Should the decision be left to the  court, the judicial officer is required to consider and make specific  “findings of fact” regarding the following factors:


(1) a child’s physical, emotional, cultural, spiritual, and other  needs, and the effect of the proposed arrangements on the child’s needs  and development;


(2) any special medical, mental health, or educational needs that the  child may have that may require special parenting arrangements or  access to recommended services;


(3) the reasonable preference of the child, if the court deems the  child to be of sufficient ability, age, and maturity to express an  independent, reliable preference;


(4) whether domestic abuse, as defined in section 518B.01,  has occurred in the parents’ or either parent’s household or  relationship; the nature and context of the domestic abuse; and the  implications of the domestic abuse for parenting and for the child’s  safety, well-being, and developmental needs;


(5) any physical, mental, or chemical health issue of a parent that affects the child’s safety or developmental needs;


(6) the history and nature of each parent’s participation in providing care for the child;


(7) the willingness and ability of each parent to provide ongoing  care for the child; to meet the child’s ongoing developmental,  emotional, spiritual, and cultural needs; and to maintain consistency  and follow through with parenting time;


(8) the effect on the child’s well-being and development of changes to home, school, and community;


(9) the effect of the proposed arrangements on the ongoing  relationships between the child and each parent, siblings, and other  significant persons in the child’s life;


(10) the benefit to the child in maximizing parenting time with both  parents and the detriment to the child in limiting parenting time with  either parent;


(11) except in cases in which domestic abuse as described in clause  

(4) has occurred, the disposition of each parent to support the child’s  relationship with the other parent and to encourage and permit frequent  and continuing contact between the child and the other parent; and


(12) the willingness and ability of parents to cooperate in the  rearing of their child; to maximize sharing information and minimize  exposure of the child to parental conflict; and to utilize methods for  resolving disputes regarding any major decision concerning the life of  the child.

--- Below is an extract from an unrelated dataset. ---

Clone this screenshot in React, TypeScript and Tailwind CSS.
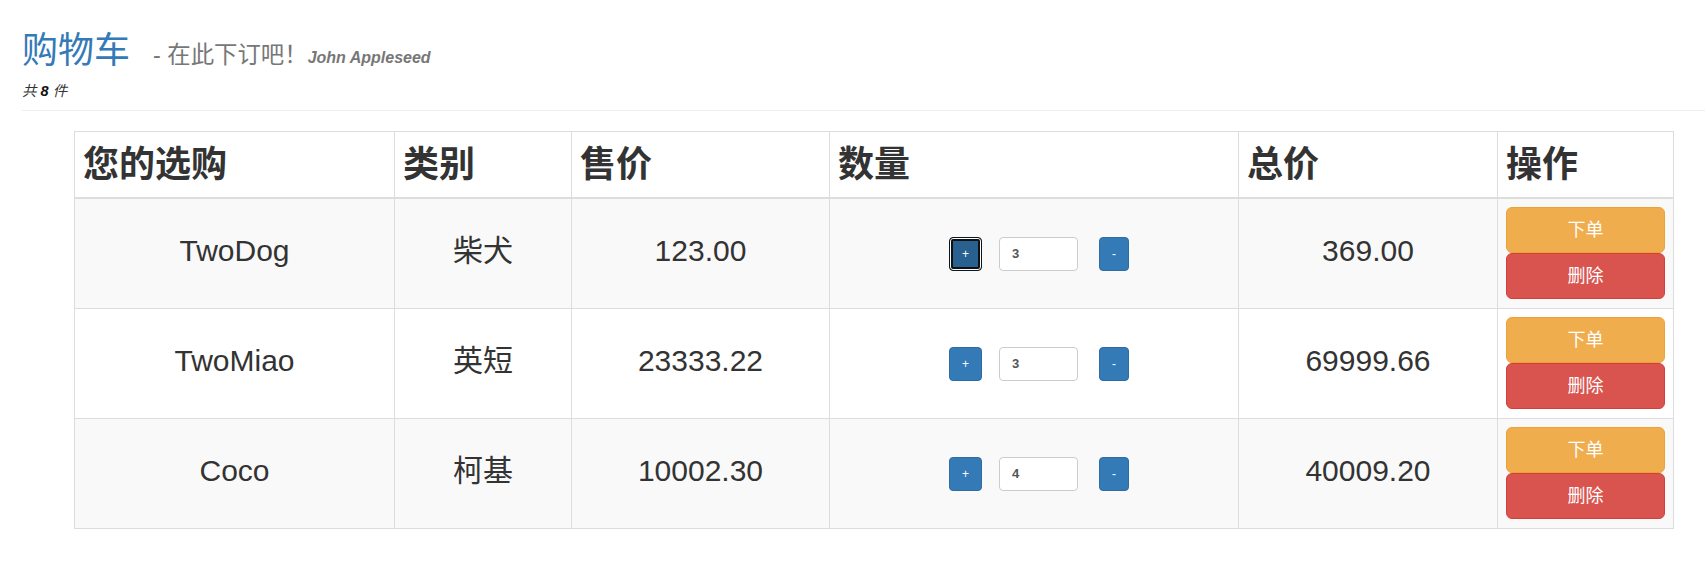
import { useState } from "react";

interface CartItem {
    name: string;
    kind: string;
    price: number;
    count: number;
}

const initialItems: CartItem[] = [
    { name: "TwoDog", kind: "柴犬", price: 123, count: 3 },
    { name: "TwoMiao", kind: "英短", price: 23333.22, count: 3 },
    { name: "Coco", kind: "柯基", price: 10002.3, count: 4 },
];

const font = "font-['Liberation_Sans','Noto_Sans_CJK_SC',sans-serif]";

function CellText({ children }: { children: React.ReactNode }) {
    return (
        <div className="mt-[12px] mb-[18px] text-[30px] leading-[33px]">{children}</div>
    );
}

function QuantityControl({
    count,
    focused,
    onAdd,
    onSub,
}: {
    count: number;
    focused: boolean;
    onAdd: () => void;
    onSub: () => void;
}) {
    return (
        <div className="flex items-center justify-center pl-[10px]">
            {focused ? (
                <button
                    onClick={onAdd}
                    className="h-[34px] w-[33px] rounded-[4px] border border-[#0c1620] bg-[#286090] text-[12px] text-white shadow-[inset_0_0_0_1px_#fff,inset_0_0_0_3px_#111]"
                >
                    +
                </button>
            ) : (
                <button
                    onClick={onAdd}
                    className="h-[34px] w-[33px] rounded-[4px] border border-[#2e6da4] bg-[#337ab7] text-[12px] text-white"
                >
                    +
                </button>
            )}
            <input
                readOnly
                value={count}
                className="ml-[17px] h-[34px] w-[79px] rounded-[4px] border border-[#ccc] bg-white px-3 text-[13px] font-semibold text-[#555] outline-none"
            />
            <button
                onClick={onSub}
                className="ml-[21px] h-[34px] w-[30px] rounded-[4px] border border-[#2e6da4] bg-[#337ab7] text-[12px] text-white"
            >
                -
            </button>
        </div>
    );
}

export default function App() {
    const [items, setItems] = useState(initialItems);
    const total = items.reduce((sum, item) => sum + item.count, 0) - 2;

    const change = (index: number, delta: number) => {
        setItems((prev) =>
            prev.map((item, i) =>
                i === index
                    ? { ...item, count: Math.max(1, item.count + delta) }
                    : item
            )
        );
    };

    return (
        <div className={`${font} min-h-[562px] bg-white text-[#333]`}>
            <div className="ml-[22px] border-b border-[#eee] pt-[31px] pb-[9px]">
                <h1 className="text-[36px] leading-[40px] font-normal text-[#337ab7]">
                    购物车
                    <span className="ml-[23px] text-[23.4px] leading-none text-[#777]">
                        - 在此下订吧！
                        <span className="text-[16px] font-bold italic leading-none">
                            John Appleseed
                        </span>
                    </span>
                </h1>
                <p className="mt-[10px] text-[14.5px] leading-5 italic">
                    共 <b className="text-[#111]">{total}</b> 件
                </p>
            </div>

            <div className="pt-5 pr-[31px] pl-[74px]">
                <table className="w-full table-fixed border-collapse border border-[#ddd]">
                    <colgroup>
                        <col className="w-[320px]" />
                        <col className="w-[177px]" />
                        <col className="w-[258px]" />
                        <col className="w-[409px]" />
                        <col className="w-[259px]" />
                        <col className="w-[176px]" />
                    </colgroup>
                    <thead>
                        <tr className="border-b-2 border-[#ddd]">
                            {["您的选购", "类别", "售价", "数量", "总价", "操作"].map(
                                (title) => (
                                    <th
                                        key={title}
                                        className="border border-[#ddd] border-b-2 p-2 text-left align-middle text-[36px] leading-[49px] font-bold"
                                    >
                                        {title}
                                    </th>
                                )
                            )}
                        </tr>
                    </thead>
                    <tbody>
                        {items.map((item, index) => (
                            <tr
                                key={item.name}
                                className={index % 2 === 0 ? "bg-[#f9f9f9]" : "bg-white"}
                            >
                                <td className="border border-[#ddd] p-2 text-center align-middle">
                                    <CellText>{item.name}</CellText>
                                </td>
                                <td className="border border-[#ddd] p-2 text-center align-middle">
                                    <CellText>{item.kind}</CellText>
                                </td>
                                <td className="border border-[#ddd] p-2 text-center align-middle">
                                    <CellText>{item.price.toFixed(2)}</CellText>
                                </td>
                                <td className="border border-[#ddd] p-2 align-middle">
                                    <QuantityControl
                                        count={item.count}
                                        focused={index === 0}
                                        onAdd={() => change(index, 1)}
                                        onSub={() => change(index, -1)}
                                    />
                                </td>
                                <td className="border border-[#ddd] p-2 text-center align-middle">
                                    <CellText>{(item.price * item.count).toFixed(2)}</CellText>
                                </td>
                                <td className="border border-[#ddd] pt-2 pr-2 pb-[9px] pl-2 align-middle">
                                    <button className="block h-[46px] w-full rounded-[6px] border border-[#eea236] bg-[#f0ad4e] text-[18px] text-white">
                                        下单
                                    </button>
                                    <button className="block h-[46px] w-full rounded-[6px] border border-[#d43f3a] bg-[#d9534f] text-[18px] text-white">
                                        删除
                                    </button>
                                </td>
                            </tr>
                        ))}
                    </tbody>
                </table>
            </div>
        </div>
    );
}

The above “Best Interests” factors which judges are required to  consider in deciding contested custody matters, are set forth in Minn.  Stat. § 518.17, Subd. 1,


https://www.revisor.mn.gov/statutes/?id=518.17.


Additionally, it should be noted that under Minnesota law there is no  “magic” age at which a child’s preference for the custodial parent will  control. It is only one of many factors that the court is required to  consider. Generally however, the older the child, the more weight is  given to any such preference or preferences. For very young children,  the court will usually not give much, if any, weight to an expressed  preference as to custody. Also, the court will look with EXTREME  displeasure at parents who have tried to influence a child’s decision  about which parent they want to live with.